> **Set exercise**
Find the string "index" in the entries and copy each line that has it.

> **Entries provided**
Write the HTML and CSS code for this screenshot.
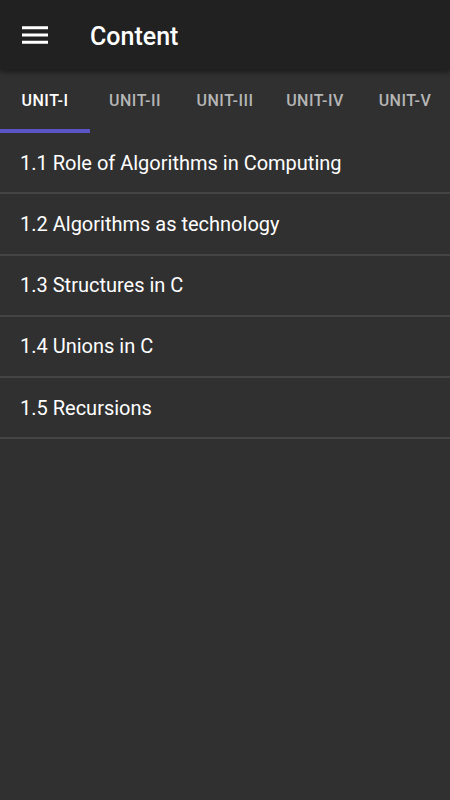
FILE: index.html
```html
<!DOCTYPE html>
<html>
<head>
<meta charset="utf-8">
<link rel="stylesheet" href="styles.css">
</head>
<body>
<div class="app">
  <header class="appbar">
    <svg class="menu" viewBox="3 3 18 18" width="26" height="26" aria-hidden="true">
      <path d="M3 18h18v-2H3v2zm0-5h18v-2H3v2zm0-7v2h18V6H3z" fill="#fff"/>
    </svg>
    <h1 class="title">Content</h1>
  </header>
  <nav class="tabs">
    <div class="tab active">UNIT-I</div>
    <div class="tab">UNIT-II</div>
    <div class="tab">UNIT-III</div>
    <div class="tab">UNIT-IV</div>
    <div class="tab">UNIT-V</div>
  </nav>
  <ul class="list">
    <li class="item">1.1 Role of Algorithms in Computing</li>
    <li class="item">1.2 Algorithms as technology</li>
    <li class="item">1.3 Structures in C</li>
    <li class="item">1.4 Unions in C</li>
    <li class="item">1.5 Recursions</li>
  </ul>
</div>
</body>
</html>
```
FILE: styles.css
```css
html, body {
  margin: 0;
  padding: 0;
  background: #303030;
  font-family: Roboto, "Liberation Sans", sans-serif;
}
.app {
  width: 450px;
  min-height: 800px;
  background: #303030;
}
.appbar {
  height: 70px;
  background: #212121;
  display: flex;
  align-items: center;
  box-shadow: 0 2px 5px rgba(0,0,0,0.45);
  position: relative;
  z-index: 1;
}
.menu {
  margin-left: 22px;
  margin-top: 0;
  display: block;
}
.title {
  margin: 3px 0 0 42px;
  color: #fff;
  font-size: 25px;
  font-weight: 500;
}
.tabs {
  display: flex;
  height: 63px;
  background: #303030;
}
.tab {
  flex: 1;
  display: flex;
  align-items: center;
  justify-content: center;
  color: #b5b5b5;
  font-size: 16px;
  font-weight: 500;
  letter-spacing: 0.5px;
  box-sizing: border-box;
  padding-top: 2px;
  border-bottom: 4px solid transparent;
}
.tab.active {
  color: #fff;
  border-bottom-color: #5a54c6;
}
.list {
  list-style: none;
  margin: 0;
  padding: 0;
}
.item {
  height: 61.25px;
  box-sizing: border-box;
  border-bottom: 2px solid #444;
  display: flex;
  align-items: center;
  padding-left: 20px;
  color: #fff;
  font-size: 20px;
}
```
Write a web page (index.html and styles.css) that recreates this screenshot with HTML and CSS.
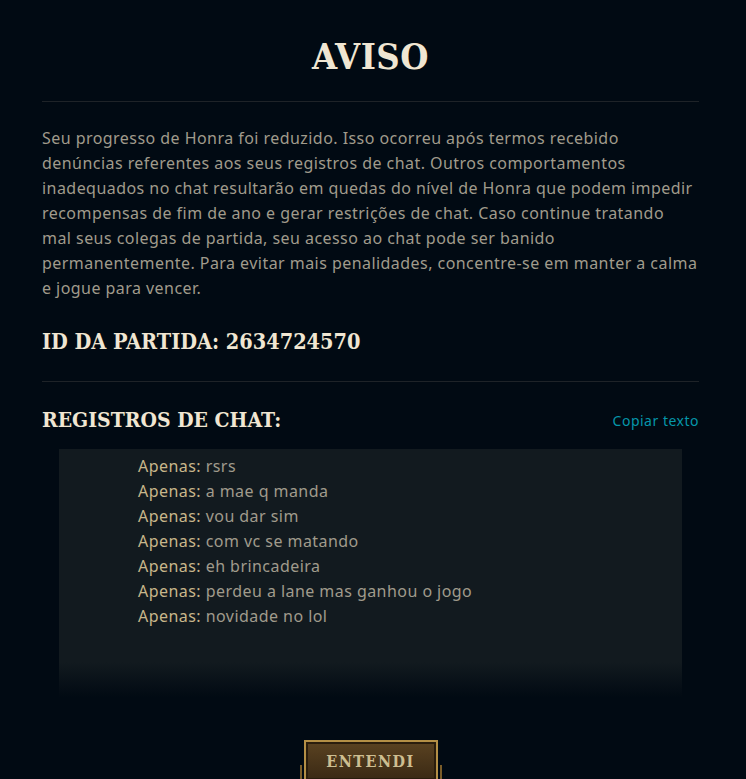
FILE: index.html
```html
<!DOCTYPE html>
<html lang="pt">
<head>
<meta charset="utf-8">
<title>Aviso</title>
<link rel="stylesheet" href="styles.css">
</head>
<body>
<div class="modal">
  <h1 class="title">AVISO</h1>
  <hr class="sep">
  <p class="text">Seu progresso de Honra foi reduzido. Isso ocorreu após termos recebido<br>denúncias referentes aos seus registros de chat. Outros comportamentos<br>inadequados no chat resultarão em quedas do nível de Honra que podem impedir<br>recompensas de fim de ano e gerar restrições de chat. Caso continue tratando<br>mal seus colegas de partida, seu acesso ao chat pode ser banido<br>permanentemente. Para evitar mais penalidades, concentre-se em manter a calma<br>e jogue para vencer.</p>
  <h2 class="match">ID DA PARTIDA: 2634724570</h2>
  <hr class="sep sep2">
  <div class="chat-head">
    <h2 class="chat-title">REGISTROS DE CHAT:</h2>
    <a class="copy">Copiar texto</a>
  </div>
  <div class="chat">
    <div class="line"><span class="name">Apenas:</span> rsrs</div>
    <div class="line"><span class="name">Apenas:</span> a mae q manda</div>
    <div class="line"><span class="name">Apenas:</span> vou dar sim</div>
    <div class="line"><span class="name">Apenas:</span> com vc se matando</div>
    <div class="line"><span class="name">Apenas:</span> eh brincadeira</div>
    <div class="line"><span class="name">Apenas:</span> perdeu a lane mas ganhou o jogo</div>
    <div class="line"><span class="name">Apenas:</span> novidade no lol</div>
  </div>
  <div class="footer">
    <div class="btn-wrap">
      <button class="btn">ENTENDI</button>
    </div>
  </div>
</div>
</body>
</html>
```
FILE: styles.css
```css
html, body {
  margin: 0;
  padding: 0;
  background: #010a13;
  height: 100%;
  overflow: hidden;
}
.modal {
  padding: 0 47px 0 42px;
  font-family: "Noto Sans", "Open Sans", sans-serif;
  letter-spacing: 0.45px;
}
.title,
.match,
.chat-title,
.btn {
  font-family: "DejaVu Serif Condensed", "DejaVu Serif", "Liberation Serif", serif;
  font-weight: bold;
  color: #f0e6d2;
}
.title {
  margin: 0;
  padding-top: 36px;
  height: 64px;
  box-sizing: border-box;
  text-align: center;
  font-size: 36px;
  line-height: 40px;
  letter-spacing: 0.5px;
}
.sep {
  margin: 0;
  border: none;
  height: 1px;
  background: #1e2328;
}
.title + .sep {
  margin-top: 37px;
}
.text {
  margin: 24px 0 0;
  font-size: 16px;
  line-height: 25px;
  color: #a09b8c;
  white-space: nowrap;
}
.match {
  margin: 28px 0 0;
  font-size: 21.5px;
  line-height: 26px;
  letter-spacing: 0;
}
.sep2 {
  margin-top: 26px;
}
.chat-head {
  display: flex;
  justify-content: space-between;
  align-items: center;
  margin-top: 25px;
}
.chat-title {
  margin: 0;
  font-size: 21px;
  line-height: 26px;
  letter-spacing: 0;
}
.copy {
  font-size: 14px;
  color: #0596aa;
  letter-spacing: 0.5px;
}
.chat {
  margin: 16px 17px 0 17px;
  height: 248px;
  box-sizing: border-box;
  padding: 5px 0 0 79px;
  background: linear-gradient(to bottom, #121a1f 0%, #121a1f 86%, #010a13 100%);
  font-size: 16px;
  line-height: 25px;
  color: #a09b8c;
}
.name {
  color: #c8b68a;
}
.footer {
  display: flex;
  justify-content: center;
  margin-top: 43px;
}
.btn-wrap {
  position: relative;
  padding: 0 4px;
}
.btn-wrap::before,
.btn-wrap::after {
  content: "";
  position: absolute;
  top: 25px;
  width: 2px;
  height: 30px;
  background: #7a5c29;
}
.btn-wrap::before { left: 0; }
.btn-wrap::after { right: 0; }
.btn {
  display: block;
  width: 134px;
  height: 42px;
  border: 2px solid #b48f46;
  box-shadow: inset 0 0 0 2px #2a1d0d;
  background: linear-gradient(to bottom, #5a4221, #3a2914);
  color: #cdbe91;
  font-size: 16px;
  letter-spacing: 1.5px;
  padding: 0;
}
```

> **Result of the exercise**
FILE: index.html
  z-index: 1;
Write a web page (index.html and styles.css) that recreates this screenshot with HTML and CSS.
FILE: index.html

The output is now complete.